Winslow offers examples emotional and physical stressors that can “break our hearts.” These include some associated with the metaphor, such as death of one’s spouse. But others are more prosaic, such as coming upon one’s dog caught in a raccoon trap, getting lost while driving in a strange and unsafe area, feeling intensely anxious about something such as an upcoming public speaking engagement, an adverse drug reaction, feeling overwhelmed, and anythng causing intense stress. In short, whatever would release a rush of adrenaline.
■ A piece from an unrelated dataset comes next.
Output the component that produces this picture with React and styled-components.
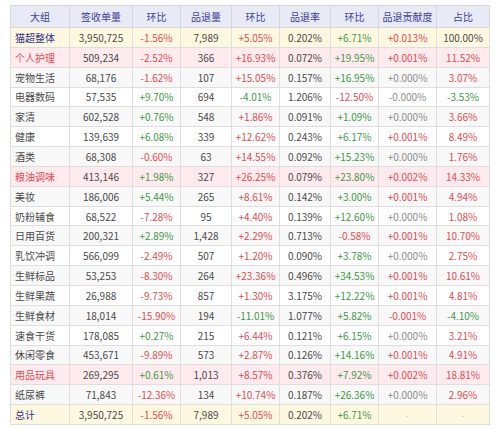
import React from "react";
import styled, { createGlobalStyle, css } from "styled-components";

const Global = createGlobalStyle`
  html, body { margin: 0; padding: 0; background: #fff; }
  body { font-family: "Noto Sans CJK SC", "Noto Sans", sans-serif; }
`;

const Wrap = styled.div`
  padding: 5px 0 0 10px;
`;

const Table = styled.table`
  border-collapse: collapse;
  table-layout: fixed;
  width: 479px;
  font-size: 10px;
  border: 1px solid #d8d8d8;
`;

const HeadCell = styled.th`
  height: 21px;
  padding: 0;
  background: #e8eaf6;
  color: #3d4296;
  font-weight: 400;
  border: 1px solid #d8d8d8;
  text-align: center;
`;

const bgMap = {
  total: "#fff8e1",
  hl: "#ffebee",
  odd: "#f8f8f8",
  even: "#ffffff",
};

const Row = styled.tr`
  background: ${(p) => bgMap[p.$kind]};
`;

const toneMap = {
  red: "#dc4d53",
  green: "#42984a",
  gray: "#8c8c8c",
  dark: "#4a4a4a",
  navy: "#30338c",
};

const Cell = styled.td`
  height: 18.85px;
  padding: 0;
  border: 1px solid #dedede;
  text-align: center;
  color: ${(p) => toneMap[p.$tone || "dark"]};
  white-space: nowrap;
  ${(p) =>
    p.$name &&
    css`
      text-align: left;
      padding-left: 4px;
    `}
`;

const headers = ["大组", "签收单量", "环比", "品退量", "环比", "品退率", "环比", "品退贡献度", "占比"];
const widths = [59, 63, 48, 51, 48, 51, 48, 58, 53];

const rows = [
  ["猫超整体", "3,950,725", "-1.56%", "7,989", "+5.05%", "0.202%", "+6.71%", "+0.013%", "100.00%", "total"],
  ["个人护理", "509,234", "-2.52%", "366", "+16.93%", "0.072%", "+19.95%", "+0.001%", "11.52%", "hl"],
  ["宠物生活", "68,176", "-1.62%", "107", "+15.05%", "0.157%", "+16.95%", "+0.000%", "3.07%"],
  ["电器数码", "57,535", "+9.70%", "694", "-4.01%", "1.206%", "-12.50%", "-0.000%", "-3.53%"],
  ["家清", "602,528", "+0.76%", "548", "+1.86%", "0.091%", "+1.09%", "+0.000%", "3.66%"],
  ["健康", "139,639", "+6.08%", "339", "+12.62%", "0.243%", "+6.17%", "+0.001%", "8.49%"],
  ["酒类", "68,308", "-0.60%", "63", "+14.55%", "0.092%", "+15.23%", "+0.000%", "1.76%"],
  ["粮油调味", "413,146", "+1.98%", "327", "+26.25%", "0.079%", "+23.80%", "+0.002%", "14.33%", "hl"],
  ["美妆", "186,006", "+5.44%", "265", "+8.61%", "0.142%", "+3.00%", "+0.001%", "4.94%"],
  ["奶粉辅食", "68,522", "-7.28%", "95", "+4.40%", "0.139%", "+12.60%", "+0.000%", "1.08%"],
  ["日用百货", "200,321", "+2.89%", "1,428", "+2.29%", "0.713%", "-0.58%", "+0.001%", "10.70%"],
  ["乳饮冲调", "566,099", "-2.49%", "507", "+1.20%", "0.090%", "+3.78%", "+0.000%", "2.75%"],
  ["生鲜标品", "53,253", "-8.30%", "264", "+23.36%", "0.496%", "+34.53%", "+0.001%", "10.61%"],
  ["生鲜果蔬", "26,988", "-9.73%", "857", "+1.30%", "3.175%", "+12.22%", "+0.001%", "4.81%"],
  ["生鲜食材", "18,014", "-15.90%", "194", "-11.01%", "1.077%", "+5.82%", "-0.001%", "-4.10%"],
  ["速食干货", "178,085", "+0.27%", "215", "+6.44%", "0.121%", "+6.15%", "+0.000%", "3.21%"],
  ["休闲零食", "453,671", "-9.89%", "573", "+2.87%", "0.126%", "+14.16%", "+0.001%", "4.91%"],
  ["用品玩具", "269,295", "+0.61%", "1,013", "+8.57%", "0.376%", "+7.92%", "+0.002%", "18.81%", "hl"],
  ["纸尿裤", "71,843", "-12.36%", "134", "+10.74%", "0.187%", "+26.36%", "+0.000%", "2.96%"],
  ["总计", "3,950,725", "-1.56%", "7,989", "+5.05%", "0.202%", "+6.71%", "-", "-", "total"],
];

const signTone = (v) => (v.startsWith("-") ? "green" : "red");
const changeTone = (v) => (v.startsWith("-") ? "red" : "green");

function toneFor(col, v, kind, rowIdx) {
  if (col === 0) {
    if (kind === "total") return "navy";
    if (kind === "hl") return "red";
    return "dark";
  }
  if (col === 1 || col === 3 || col === 5) return "dark";
  if (col === 2 || col === 6) return changeTone(v);
  if (col === 4) return signTone(v);
  if (col === 7) {
    if (v === "-") return "gray";
    if (v.includes("0.000")) return "gray";
    return "red";
  }
  if (col === 8) {
    if (v === "-") return "gray";
    if (rowIdx === 0) return "dark";
    return v.startsWith("-") ? "green" : "red";
  }
  return "dark";
}

const Dash = styled.span`
  color: #bbb;
  font-size: 8px;
`;

export default function App() {
  return (
    <>
      <Global />
      <Wrap>
        <Table>
          <colgroup>
            {widths.map((w, i) => (
              <col key={i} style={{ width: w }} />
            ))}
          </colgroup>
          <thead>
            <tr>
              {headers.map((h, i) => (
                <HeadCell key={i}>{h}</HeadCell>
              ))}
            </tr>
          </thead>
          <tbody>
            {rows.map((r, ri) => {
              const kind = r[9] || (ri % 2 === 0 ? "odd" : "even");
              return (
                <Row key={ri} $kind={kind}>
                  {r.slice(0, 9).map((v, ci) => (
                    <Cell key={ci} $name={ci === 0} $tone={toneFor(ci, v, kind, ri)}>
                      {v === "-" ? <Dash>-</Dash> : v}
                    </Cell>
                  ))}
                </Row>
              );
            })}
          </tbody>
        </Table>
      </Wrap>
    </>
  );
}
Fortunately, the news isn’t all bad.
“The syndrome is relatively uncommon, accounting for an estimated 1% to 2% of people–and about 6% of women–who are diagnosed with a heart attack…It can be fatal on occasion, but for the most part patients recover quickly, with no lasting damage to their hearts.”
It is still unclear as to why some people have such an extreme response to stress or loss while most people do not. Also, exactly how to prevent such attacks is unknown.
But, in the meantime, I think it is probably best to do whatever one can—realizing this is not always possible—to keep one’s stress in check and maybe that of your tense friends as well. In one case, an attack was caused by friends jumping out of a darkened room and shouting “Happy Birthday!”
h/t to Dr. Ken for sending me the story.